Translation: give your lion a gazelle, not a worksheet. Pick a project that matters—an app your rent depends on, a robot that serves your morning karak, whatever. The moment the stakes feel real, dopamine sharpens claws and focuses every neuron on the chase.

2. Add a Dash of Cortisol—Just Enough Heat to Cook, Not Burn

A hungry lion also feels cortisol, the stress hormone yelling “move or starve!” Brief, goal‑driven cortisol jolts super‑charge memory consolidation and plasticity. Chronic, pointless stress? That roasts your brain harder than a Netflix password argument at family dinner.

So accept the project that makes you say, “I have no freaking idea how to build this.” That flutter in your gut is cortisol calibrating the hunt. Just set tight feedback loops (daily demos, public Git pushes) so stress stays acute, not chronic.

3. Deep‑Learning Like a Lion

Jungle Lion Deep‑Learning Model
Hunts thousands of wildebeest → tunes muscle memory Runs millions of labeled images → tunes weights
Immediate feedback—eat or go hungry Immediate feedback—loss down or up
Needs varied terrain to become apex Needs varied data to generalize

If the gradient stops flowing, the model plateaus; if the prey stops running, the lion gets flabby. Your brain is no different. Keep the problems diverse, the stakes real, and iterate faster than the algorithm next door.

4. Why Classroom Grazing Fails in 2025

Traditional schooling often feeds you processed knowledge nuggets on a fixed timetable: professors kill the gazelle, filet it, and hand you a PowerPoint steak. Students dutifully munch, dopamine yawns, cortisol naps, and four years later you graduate—technically well‑fed but unable to hunt.

Meanwhile the world’s tech curve is steeper than a cheetah sprint. By the time a syllabus is accredited, the field has pivoted twice. Hungry, self‑directed learners update at Git‑commit speed; lecture halls still ship in semesters.

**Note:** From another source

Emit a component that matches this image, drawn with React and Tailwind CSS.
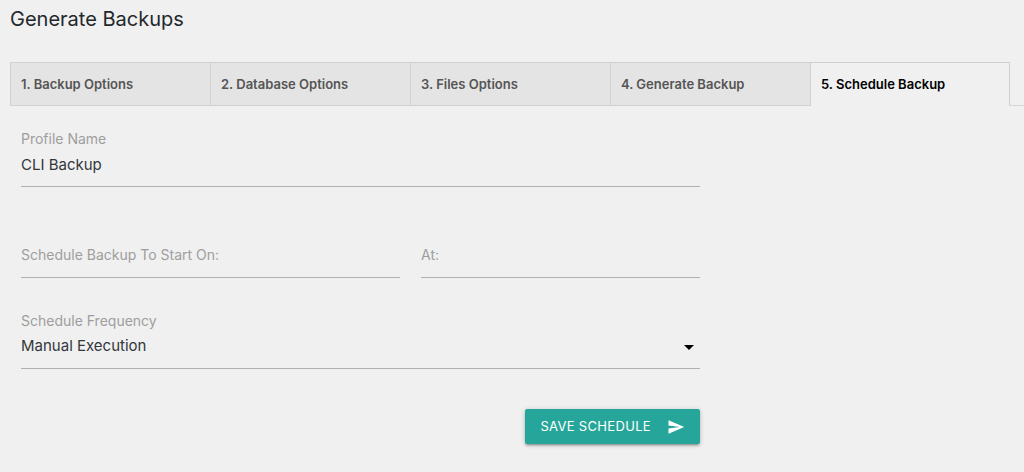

5. Hack Your Neuro‑Safari Toolkit

  • Problem‑First Road‑mapping – Write a one‑sentence life‑or‑death project statement. Tape it above your monitor.
  • Micro‑Rewards – Ship increments daily; let each pull‑request merge drip‑feed dopamine.
  • Stress Cycling – Schedule deliberate sprints and real downtime. Remember: cortisol is rocket fuel, not motor oil.
  • Tame the “TikTok Brain” Poachers – Fast‑swap doom‑scrolls with 5‑minute movement breaks; constant novelty hijacks the very dopamine you need for depth.
  • Pack the Pride – Learning tribes (Discord, hack‑clubs) give social dopamine and accountability. Even lions hunt better in groups.

6. Roar, Don’t Meow—Perfectionism Is Just Fear in Fancy Fur

A perfectionist lion starves while polishing paw prints in the sand. Ship the messy prototype, miss the gazelle, learn, iterate, pounce again. Fear freezes; motion teaches.

Final Growl

The AI jungle doesn’t slow down for anyone. Choose prey that matters, crank the dopamine, embrace just‑right cortisol, and sprint like your neural mane is on fire. Ditch the cafeteria kibble of yesterday’s lecture notes and hunt wild problems with a brain that’s lean, mean, and perpetually—beautifully—hungry.

Now quit reading and go stalk something worth failing at. Dinner’s running.